Better Know a Cub: Travis Wood

Travis Wood is traveling in the wrong direction.

Wood made his debut in the majors in 2010, throwing 102.2 innings of 3.51 ERA ball. He wasn’t lucky, either: his FIP was 3.42. As an age-23 season, it was quite impressive: he even threw a 3.31 K/BB ratio in there for good measure.

He hasn’t repeated his good fortune since. In 2011, his ERA ballooned to 4.84, and his FIP rose to 4.06 as well. His BABIP went a lot higher (.324 from .259), and he lost a K per 9 while gaining a BB per 9. Things were not going in the right direction, and the Reds jettisoned him in the 2011 offseason for premier set-up man Sean Marshall.

As a Cub, his season was arguably worse in 2012. Travis got his ERA down to 4.27, but his FIP climbed all the way to 4.84. His BABIP was crazily, crazily low (.244), so he was generally hit-lucky, but HR-unlucky (his rate essentially doubled to 12.7% HR/FB and 1.44 HR/9).

What Travis Wood will we see in 2013? Will it be the very good 2010 model, or the much worse 2012 version?

Pitch Selection

Wood throws 3 pitches with any regularity, though he’s been mixing in an 80mph slider more this year.
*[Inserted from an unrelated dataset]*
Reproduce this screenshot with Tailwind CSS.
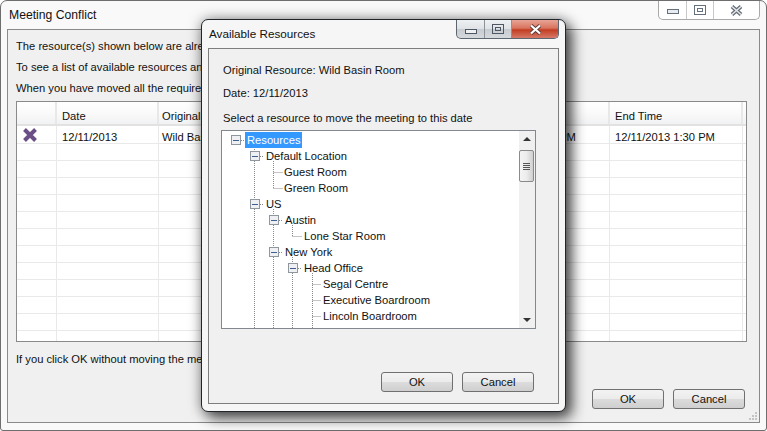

His first offering is an 89 mph fastball. It’s not a very good pitch (below average, by linear weights), but it’s not an absolute killer. He throws it around 50% of the time. His cutter is around 87 mph and he threw it 30% of the time in 2012. PITCHf/x rates it as above average. His changeup makes up another 10% of his pitches, and it’s 80 mph. His changeup was rocked last year, probably because it ended up being a home run nearly every time he threw it. Lastly, Wood mixed in an 80 mph slider 10% of the time last year, and it was surprisingly effective. It was far and away his best pitch according to PITCHf/x last year.
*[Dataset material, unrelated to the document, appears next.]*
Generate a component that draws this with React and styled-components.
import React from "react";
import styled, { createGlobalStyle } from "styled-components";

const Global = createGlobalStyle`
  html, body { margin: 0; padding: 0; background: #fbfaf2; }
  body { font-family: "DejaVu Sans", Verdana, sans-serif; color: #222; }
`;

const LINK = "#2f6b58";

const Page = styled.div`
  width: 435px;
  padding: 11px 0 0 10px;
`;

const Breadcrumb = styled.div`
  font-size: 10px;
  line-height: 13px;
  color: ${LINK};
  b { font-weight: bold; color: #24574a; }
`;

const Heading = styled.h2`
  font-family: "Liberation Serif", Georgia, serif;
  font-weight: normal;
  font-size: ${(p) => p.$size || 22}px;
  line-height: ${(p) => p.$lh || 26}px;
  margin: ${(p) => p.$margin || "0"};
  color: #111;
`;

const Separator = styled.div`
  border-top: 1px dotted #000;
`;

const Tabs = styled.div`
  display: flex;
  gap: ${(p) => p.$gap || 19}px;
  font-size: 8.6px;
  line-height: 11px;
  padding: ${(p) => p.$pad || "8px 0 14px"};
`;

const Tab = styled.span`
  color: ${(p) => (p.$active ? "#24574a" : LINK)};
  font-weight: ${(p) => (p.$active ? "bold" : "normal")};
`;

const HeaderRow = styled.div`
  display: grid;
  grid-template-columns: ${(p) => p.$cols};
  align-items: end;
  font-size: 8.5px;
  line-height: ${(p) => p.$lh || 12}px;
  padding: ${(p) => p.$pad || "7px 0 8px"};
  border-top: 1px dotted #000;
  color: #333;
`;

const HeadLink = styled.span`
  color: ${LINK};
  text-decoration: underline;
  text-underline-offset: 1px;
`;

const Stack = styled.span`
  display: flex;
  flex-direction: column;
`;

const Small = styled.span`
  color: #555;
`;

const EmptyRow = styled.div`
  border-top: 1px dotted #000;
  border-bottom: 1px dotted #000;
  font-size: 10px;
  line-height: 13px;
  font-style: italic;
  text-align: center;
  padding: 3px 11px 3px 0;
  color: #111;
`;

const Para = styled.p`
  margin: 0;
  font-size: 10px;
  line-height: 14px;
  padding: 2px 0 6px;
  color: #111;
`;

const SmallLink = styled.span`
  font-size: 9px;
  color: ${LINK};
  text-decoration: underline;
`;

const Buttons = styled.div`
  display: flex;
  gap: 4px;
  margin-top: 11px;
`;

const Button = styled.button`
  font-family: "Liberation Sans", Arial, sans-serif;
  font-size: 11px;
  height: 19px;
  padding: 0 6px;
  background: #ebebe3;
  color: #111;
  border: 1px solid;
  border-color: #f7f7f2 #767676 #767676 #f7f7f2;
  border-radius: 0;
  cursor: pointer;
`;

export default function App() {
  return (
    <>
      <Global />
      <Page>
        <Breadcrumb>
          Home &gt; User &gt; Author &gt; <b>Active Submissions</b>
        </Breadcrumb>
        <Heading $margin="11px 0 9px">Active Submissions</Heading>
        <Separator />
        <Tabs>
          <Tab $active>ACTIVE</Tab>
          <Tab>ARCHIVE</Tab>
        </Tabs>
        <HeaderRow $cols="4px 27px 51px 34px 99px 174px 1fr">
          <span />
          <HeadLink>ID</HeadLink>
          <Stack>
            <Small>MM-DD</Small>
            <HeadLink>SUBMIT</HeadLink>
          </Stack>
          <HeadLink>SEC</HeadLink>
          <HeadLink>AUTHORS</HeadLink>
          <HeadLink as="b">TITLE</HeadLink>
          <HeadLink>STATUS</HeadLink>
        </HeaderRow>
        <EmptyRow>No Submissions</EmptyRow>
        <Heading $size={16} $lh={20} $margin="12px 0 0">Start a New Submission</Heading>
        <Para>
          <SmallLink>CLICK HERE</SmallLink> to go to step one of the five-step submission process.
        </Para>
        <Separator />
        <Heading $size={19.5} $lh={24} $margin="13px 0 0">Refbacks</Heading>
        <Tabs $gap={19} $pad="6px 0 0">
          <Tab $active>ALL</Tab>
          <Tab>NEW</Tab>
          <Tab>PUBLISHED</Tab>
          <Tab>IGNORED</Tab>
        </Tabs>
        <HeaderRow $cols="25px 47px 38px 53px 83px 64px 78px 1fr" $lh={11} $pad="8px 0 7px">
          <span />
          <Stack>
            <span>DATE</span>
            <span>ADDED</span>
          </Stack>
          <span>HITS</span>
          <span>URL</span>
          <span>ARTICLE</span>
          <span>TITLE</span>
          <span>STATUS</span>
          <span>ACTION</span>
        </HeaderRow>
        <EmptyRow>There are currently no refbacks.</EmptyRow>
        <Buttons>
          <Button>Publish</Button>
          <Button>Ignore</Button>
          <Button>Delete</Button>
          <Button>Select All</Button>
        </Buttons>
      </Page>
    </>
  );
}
This jives somewhat with the early scouting reports I’ve seen on Wood. Many of them praise his great changeup, but it doesn’t get hitters out at the major league level (and it hasn’t all 3 years). He started developing his cutter around 2009, which has turned into his best pitch, and a weapon he’ll have to use effectively if he wants to stick in the bigs.

Stuff

Travis is never going to overpower major league hitters. He’s essentially average in inducing swings, with the minor exception of not fooling people outside. The problem, though, is that hitters make contact with Wood at an alarming rate outside of the zone. That’s the primary driver for his decreased strikeout rate and very indicate of a lack of dominance. Players that swing at Travis Wood’s pitches make contact at the 12th highest rate in baseball, among contemporaries like Kevin Millwood, Lucas Harrell, and Bronson Arroyo. He’s 6th in the league in O-contact% (the percentage of times a ball is out of the zone, the batter swings, and makes contact anyway). This is the surest recipe for not striking guys out (in fact, Wood’s 6.87 is the highest of the top 10 in this category).

Summary

Travis Wood is never going to strikeout a batter per 9 innings. He’ll likely struggle to strikeout 8 per 9 innings. For this reason, he’ll never amount to more than a #4 or #5 starter (unless he has a preternatural ability to locate his pitches that we haven’t seen yet). I think the ceiling for Wood is very low, but the floor is pretty high. He’s consistenly shown the ability to get some outs in the major league level, and there is value for an innings-eater at the back of less-than-impressive rotations (not a lot of value, but some).

Wood also has shown the ability to retire lefties at a pretty healthy rate (.215/.287/.342), so on a good team, he might be a swingman/LOOGY. As it happens right now, he’s our #5 starter. Time will tell if he can stay that way.